▸ **Short task**:
Quote from the first line below through the line that contains "import React from 'react';", both included, and leave the pictures out.
+ + + +
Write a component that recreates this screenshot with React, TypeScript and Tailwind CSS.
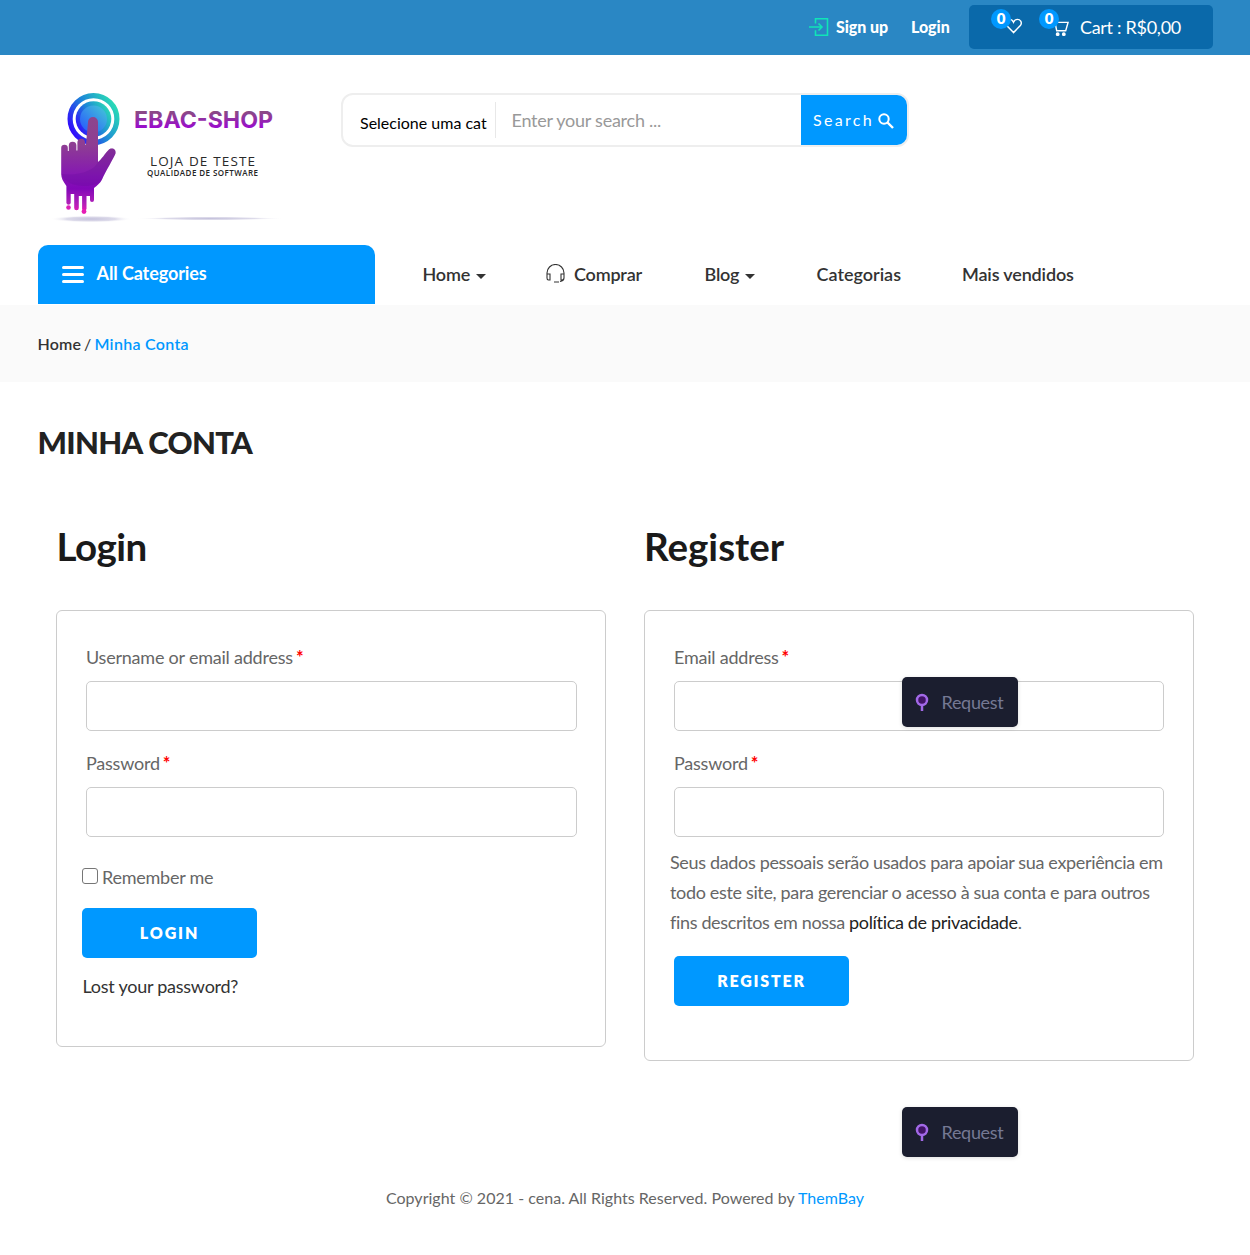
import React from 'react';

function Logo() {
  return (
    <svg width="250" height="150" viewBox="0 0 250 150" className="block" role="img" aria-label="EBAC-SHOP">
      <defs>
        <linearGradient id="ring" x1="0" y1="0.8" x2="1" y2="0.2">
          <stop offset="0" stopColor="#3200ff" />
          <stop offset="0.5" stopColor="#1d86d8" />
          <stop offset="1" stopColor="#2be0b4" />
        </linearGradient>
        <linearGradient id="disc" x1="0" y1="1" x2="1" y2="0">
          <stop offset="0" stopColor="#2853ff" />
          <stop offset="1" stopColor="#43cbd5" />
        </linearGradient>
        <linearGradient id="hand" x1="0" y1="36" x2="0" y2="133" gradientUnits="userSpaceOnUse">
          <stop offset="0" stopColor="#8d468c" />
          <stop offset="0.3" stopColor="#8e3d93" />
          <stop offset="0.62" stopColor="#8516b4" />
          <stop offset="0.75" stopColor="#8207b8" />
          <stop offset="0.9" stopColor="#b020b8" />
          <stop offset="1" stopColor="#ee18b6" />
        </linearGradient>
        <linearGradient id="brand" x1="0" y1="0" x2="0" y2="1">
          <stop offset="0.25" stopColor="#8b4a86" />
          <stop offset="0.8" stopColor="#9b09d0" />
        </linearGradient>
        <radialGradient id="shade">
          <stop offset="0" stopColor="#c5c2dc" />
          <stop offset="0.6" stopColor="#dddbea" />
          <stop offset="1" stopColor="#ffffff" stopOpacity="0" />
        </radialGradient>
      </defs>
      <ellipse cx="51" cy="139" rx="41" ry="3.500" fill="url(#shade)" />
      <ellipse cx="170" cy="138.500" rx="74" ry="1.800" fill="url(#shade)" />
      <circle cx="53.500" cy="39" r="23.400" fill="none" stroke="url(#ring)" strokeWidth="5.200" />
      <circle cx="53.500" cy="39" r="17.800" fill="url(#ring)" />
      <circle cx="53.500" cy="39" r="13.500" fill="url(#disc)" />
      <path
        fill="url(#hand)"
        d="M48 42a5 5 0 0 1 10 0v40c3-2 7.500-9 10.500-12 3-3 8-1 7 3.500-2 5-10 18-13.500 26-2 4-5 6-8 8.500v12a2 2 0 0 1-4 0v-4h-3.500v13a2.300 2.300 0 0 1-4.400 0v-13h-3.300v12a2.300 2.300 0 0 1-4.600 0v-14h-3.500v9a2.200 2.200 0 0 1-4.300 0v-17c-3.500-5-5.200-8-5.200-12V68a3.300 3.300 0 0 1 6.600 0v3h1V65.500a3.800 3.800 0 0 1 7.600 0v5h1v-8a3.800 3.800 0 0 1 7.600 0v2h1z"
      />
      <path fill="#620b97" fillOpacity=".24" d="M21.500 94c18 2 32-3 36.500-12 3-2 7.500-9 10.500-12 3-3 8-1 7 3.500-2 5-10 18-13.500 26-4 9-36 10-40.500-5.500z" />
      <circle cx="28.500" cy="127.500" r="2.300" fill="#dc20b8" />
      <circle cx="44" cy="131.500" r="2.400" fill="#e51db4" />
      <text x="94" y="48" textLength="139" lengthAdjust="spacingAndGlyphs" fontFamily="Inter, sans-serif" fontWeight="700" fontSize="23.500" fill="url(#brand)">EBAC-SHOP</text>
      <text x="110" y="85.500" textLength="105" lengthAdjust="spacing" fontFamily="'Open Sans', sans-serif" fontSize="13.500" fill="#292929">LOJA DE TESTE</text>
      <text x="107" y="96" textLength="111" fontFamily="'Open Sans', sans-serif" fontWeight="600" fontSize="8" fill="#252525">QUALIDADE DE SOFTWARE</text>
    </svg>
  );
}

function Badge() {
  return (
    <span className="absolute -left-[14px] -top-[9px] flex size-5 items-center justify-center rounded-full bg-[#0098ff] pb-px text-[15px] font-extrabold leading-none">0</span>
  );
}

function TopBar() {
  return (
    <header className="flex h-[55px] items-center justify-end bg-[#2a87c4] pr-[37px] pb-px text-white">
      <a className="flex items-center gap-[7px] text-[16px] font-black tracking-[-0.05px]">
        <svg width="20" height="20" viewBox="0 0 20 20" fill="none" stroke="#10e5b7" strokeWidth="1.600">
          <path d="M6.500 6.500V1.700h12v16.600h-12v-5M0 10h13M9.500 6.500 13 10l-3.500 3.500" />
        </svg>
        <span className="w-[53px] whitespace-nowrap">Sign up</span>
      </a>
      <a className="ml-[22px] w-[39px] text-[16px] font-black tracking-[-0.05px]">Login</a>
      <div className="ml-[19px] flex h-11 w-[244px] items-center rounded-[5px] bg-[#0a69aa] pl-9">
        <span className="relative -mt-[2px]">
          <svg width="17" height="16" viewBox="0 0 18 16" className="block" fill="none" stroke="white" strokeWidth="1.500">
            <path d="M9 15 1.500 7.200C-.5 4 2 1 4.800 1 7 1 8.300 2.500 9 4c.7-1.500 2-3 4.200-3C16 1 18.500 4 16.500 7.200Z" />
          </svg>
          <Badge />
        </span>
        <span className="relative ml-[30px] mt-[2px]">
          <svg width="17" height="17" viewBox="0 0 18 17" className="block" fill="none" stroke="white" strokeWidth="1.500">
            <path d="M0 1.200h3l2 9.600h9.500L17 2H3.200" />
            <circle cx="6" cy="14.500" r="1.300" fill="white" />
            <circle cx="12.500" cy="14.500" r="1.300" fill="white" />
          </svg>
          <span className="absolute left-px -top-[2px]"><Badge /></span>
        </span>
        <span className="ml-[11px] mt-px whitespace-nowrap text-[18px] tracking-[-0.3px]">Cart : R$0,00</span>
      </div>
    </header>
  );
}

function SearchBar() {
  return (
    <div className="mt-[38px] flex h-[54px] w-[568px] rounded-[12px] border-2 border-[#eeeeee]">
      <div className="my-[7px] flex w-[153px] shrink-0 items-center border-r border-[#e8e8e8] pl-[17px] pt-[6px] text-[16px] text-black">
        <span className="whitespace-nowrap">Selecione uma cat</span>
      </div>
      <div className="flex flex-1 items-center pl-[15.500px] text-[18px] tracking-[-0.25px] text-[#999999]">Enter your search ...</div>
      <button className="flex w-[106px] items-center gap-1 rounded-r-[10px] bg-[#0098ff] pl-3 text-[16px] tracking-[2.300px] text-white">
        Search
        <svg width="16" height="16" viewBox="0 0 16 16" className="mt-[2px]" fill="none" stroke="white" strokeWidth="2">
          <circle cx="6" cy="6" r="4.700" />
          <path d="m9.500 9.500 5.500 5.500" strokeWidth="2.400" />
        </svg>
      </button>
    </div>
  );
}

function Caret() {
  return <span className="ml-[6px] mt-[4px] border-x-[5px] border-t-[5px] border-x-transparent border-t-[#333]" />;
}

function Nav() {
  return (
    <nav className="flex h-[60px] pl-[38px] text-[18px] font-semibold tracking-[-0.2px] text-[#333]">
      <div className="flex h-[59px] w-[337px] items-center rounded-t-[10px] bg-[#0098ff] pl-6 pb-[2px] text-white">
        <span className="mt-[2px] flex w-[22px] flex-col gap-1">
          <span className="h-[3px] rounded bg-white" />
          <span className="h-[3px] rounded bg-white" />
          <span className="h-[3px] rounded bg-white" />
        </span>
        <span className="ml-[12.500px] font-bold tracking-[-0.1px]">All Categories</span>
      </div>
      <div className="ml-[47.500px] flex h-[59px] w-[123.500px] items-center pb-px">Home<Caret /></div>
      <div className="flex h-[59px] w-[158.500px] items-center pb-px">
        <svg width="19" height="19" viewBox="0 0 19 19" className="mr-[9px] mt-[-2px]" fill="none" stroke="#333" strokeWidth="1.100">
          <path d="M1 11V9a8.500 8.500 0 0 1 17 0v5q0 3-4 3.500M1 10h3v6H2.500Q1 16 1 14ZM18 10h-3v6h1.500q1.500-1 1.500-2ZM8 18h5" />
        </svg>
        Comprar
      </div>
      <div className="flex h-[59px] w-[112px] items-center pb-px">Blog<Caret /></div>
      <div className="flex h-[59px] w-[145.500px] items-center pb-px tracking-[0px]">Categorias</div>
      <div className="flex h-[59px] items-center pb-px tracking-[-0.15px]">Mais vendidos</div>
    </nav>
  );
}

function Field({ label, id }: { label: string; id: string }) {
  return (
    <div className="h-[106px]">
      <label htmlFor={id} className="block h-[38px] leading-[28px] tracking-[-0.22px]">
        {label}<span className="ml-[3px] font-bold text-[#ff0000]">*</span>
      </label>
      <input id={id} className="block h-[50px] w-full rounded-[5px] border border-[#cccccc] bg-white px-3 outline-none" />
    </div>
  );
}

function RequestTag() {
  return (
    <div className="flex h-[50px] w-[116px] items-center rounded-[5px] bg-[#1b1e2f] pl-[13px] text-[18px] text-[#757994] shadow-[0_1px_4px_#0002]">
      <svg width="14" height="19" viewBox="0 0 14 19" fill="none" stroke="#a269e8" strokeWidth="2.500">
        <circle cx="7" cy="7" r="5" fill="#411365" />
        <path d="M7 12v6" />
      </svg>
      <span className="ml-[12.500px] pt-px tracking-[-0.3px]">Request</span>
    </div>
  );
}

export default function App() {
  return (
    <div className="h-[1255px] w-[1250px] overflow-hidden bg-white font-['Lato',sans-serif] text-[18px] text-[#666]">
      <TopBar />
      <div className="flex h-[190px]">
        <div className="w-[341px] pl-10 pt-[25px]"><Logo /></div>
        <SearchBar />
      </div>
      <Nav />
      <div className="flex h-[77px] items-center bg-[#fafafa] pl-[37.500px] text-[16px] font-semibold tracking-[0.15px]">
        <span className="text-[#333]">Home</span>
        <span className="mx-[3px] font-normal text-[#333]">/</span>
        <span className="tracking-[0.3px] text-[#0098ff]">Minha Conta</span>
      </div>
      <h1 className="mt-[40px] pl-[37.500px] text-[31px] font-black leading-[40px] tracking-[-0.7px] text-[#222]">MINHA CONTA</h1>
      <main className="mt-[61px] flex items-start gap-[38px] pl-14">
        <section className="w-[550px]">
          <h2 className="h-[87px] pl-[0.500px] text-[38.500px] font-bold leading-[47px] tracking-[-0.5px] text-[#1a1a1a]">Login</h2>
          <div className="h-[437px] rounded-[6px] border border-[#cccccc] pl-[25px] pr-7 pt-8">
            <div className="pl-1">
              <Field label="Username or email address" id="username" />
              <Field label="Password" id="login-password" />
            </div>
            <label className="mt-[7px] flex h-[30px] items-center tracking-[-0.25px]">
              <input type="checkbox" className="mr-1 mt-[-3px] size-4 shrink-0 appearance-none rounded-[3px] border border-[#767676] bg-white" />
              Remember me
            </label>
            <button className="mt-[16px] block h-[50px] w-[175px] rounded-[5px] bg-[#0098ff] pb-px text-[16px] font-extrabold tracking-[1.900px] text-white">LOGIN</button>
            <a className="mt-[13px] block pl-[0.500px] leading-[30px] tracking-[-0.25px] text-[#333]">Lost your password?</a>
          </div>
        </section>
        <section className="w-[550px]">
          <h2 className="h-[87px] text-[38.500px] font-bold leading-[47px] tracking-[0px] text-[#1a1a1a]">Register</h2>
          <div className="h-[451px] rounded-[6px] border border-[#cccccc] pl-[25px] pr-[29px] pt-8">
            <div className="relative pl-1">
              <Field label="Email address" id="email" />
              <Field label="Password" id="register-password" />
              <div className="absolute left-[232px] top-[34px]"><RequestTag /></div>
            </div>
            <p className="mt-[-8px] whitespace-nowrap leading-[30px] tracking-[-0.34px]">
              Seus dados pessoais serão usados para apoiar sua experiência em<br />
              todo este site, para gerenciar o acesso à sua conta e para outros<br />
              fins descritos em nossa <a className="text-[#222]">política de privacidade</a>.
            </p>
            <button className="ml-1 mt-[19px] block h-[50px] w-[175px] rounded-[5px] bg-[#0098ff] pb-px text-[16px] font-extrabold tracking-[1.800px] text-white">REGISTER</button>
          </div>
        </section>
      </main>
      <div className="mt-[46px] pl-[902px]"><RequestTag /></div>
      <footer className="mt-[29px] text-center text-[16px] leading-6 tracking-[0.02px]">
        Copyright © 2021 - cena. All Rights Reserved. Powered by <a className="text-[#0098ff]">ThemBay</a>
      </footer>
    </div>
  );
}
+ + + +
▸ **Task output**:
Write a component that recreates this screenshot with React, TypeScript and Tailwind CSS.
import React from 'react';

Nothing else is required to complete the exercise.